Now many might say that this is comparing apples to oranges but the reality is that although al-Qaeda is a far more nebulous organization than the United State government or military it is still an organization that cannot long survive such losses, that is unless it has significant state sponsorship and protection. However, al-Qaeda itself has never been the sole issue within the Global War on Terror. This may be shocking to some but because 9-11 illustrated the vulnerability of the United States homeland and more importantly because al-Qaeda represents only one branch within the international terrorist family tree, the United States must take a larger view rather than just one organization or one man. That is why President Bush was correct in defining the target of our war as being all terrorist organizations, and the states that sponsor them, with a global reach.
As for those who try to claim that the war in Iraq has only created more terrorism than it has prevented, one very positive impact should be noted. In the 16 months between 9/11 and the liberation of Iraq there were 79 suicide attacks in Israel; in the 16 months following the downfall of Baghdad there was only 31 or in other words a 67 percent decrease in these horrific attacks which were mostly directed against innocent civilians.

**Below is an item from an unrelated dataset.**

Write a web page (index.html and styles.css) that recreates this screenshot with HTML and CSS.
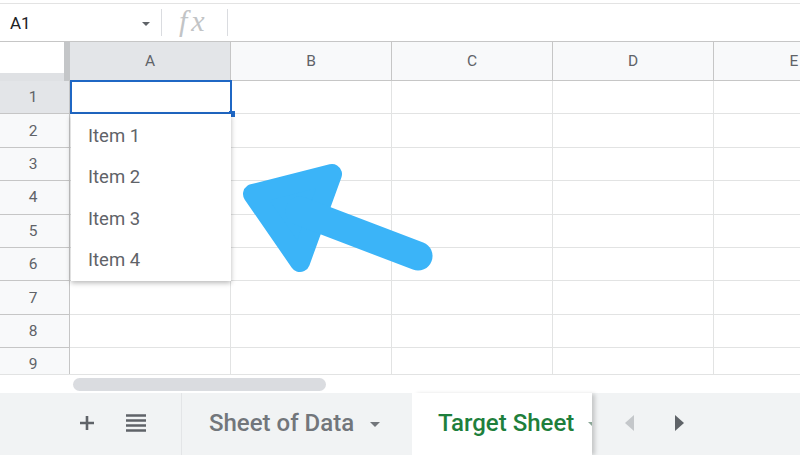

In the end each sacrificed life of young man or woman placed upon the, as Lincoln put it, "the alter of freedom" is cause for individual, family and even community morning and to the survivors every American no matter their personal or political views would surely extend their own sympathies. However, as a nation, we cannot long survive in the real world if we allow personal pain, to be used as a political instrument, to create strategic paralysis in our national policies. Unfortunately, many with both good and questionable intentions seek to highlight each of these individual losses as a reason to cut and run. In reality to do such would be a dishonor to their sacrifice and the sacrifices of so many others. In truth any early withdrawal would only encourage greater aggression in the future, as many of our existing and would-be enemies, including Iran and Communist China, believe as al-Qaeda, that the United State because of our conviction in the importance of the individual and reverence for life cannot withstand combat. Bin Laden himself has highlighted Vietnam, Lebanon and Somalia as proof of American weakness, which was one of the reasons, that he felt they could attack the United States without fear. Interestingly this same incorrect view of America’s character, based in part on the media’s own misrepresentations, has been a consistent factor behind the views of those who would challenge the United States on the international stage. Perhaps Winston Churchill’s observation on the day of the attack on Pearl Harbor says it best:
Silly people -- and there were many, not only in enemy countries -- might discount the force of the United States. Some said they were soft, others that they would never be united. They would fool around at a distance. They would never come to grips. They would never stand blood-letting. Their democracy and system of recurrent elections would paralyze their war effort. They would be just a vague blur on the horizon to friend or foe. Now we should see the weakness of this numerous but remote, wealthy, and talkative people. But I had studied the American Civil War, fought to the last desperate inch. American blood flowed in my veins. I thought of a remark which Edward Grey had made to me more than thirty years before -- that the United States is like "a gigantic boiler. Once the fire is lighted under it there is no limit to the power it can generate". Being saturated and satiated with emotion and sensation, I went to bed and slept the sleep of the saved and thankful.
It is the willingness of America’s young men and women since our founding to risk everything that has ensured freedom for countless millions here at home around the world. It is that same sacrifice of the true hero’s, and the ideals that inspired it (and not the rhetoric of the outspoken elites) that we must remain dedicated to if America is to remain safe and a beacon of hope to the entire world for now and for our posterity. It is in fact to those future generations that the sacrifices of today are dedicated.